Furthermore, historically speaking, the Roman Empire was without question religiously pluralistic. It embraced hundreds if not thousands of religions and cults. It did not compel the forced religious conversion of the peoples it conquered. In fact the emperor often claimed a ceremonial headship within most of the major cults of the conquered nations, if at all possible, for the purpose of co-opting the faith and the faithful into the imperial community. It did not systematically target Christians or any other group, unless there was a perceived political threat posed by the group. That is not to deny that there were moments of persecution sponsored by imperial officers and even by the occasional emperor, usually mounted in response to the insult posed by Christian monotheism against the ultimate supremacy of the empire, or in support of local competing cults threatened by Christian poaching.

But in contemporary western society the use of persecution stories from 1700 years ago, as well as the employment of stories of inter-religious warfare in contemporary non-Christian countries to strengthen and build up the faith of those who belong to the systemically dominant faith culture in America is nothing more than another expression of religious oppression.

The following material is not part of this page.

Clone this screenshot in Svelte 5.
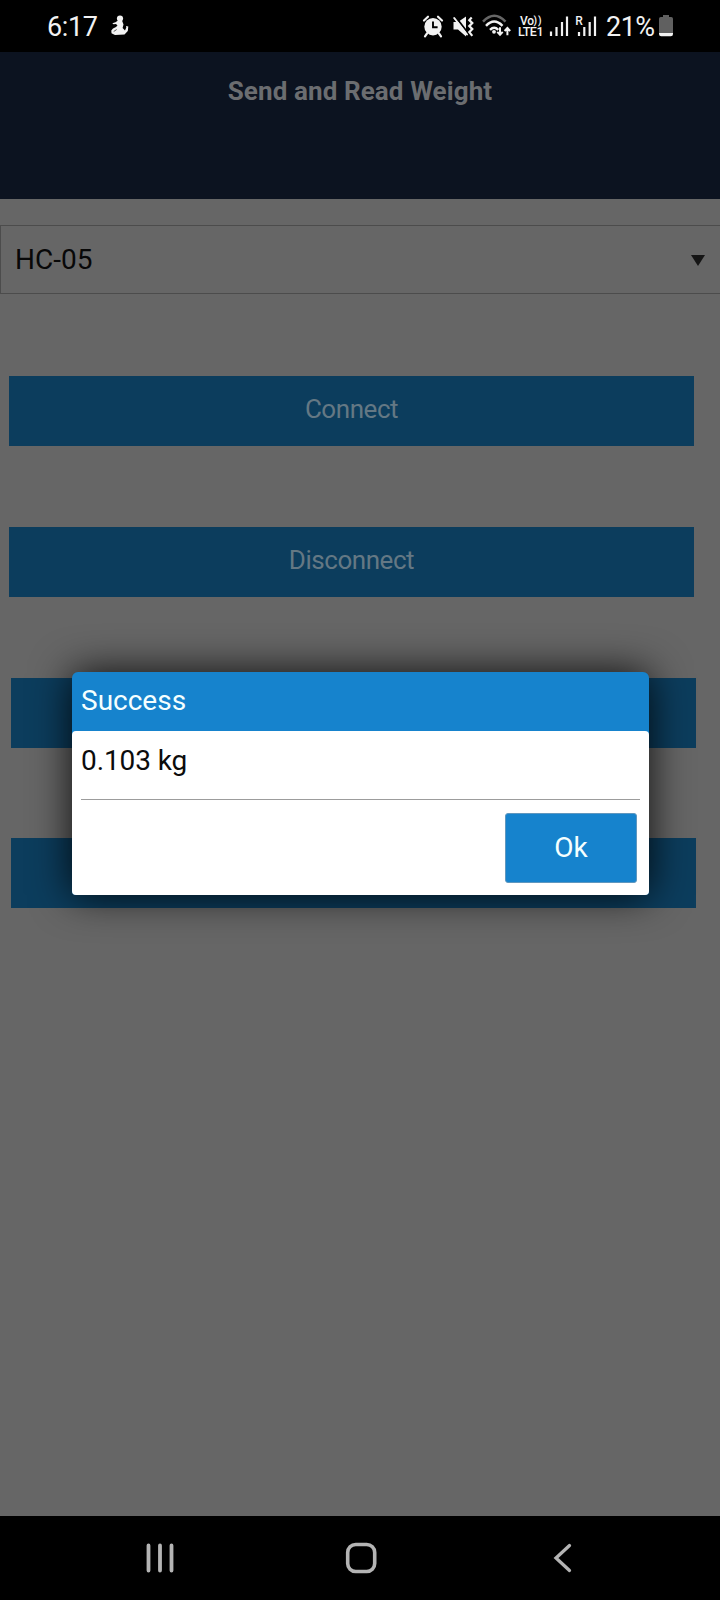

Finally, most, if not all contemporary incidents of domestic anti-Christian persecution are actually political and/or legal actions taken by Christians (activists, legislators and judges) to expand the rights of non-Christians or otherwise to combat systemic oppression of non-Christians. This begs the question as to how we Christians can be guilty of persecuting ourselves.

Anti-Christian persecution is a myth and a dangerous one.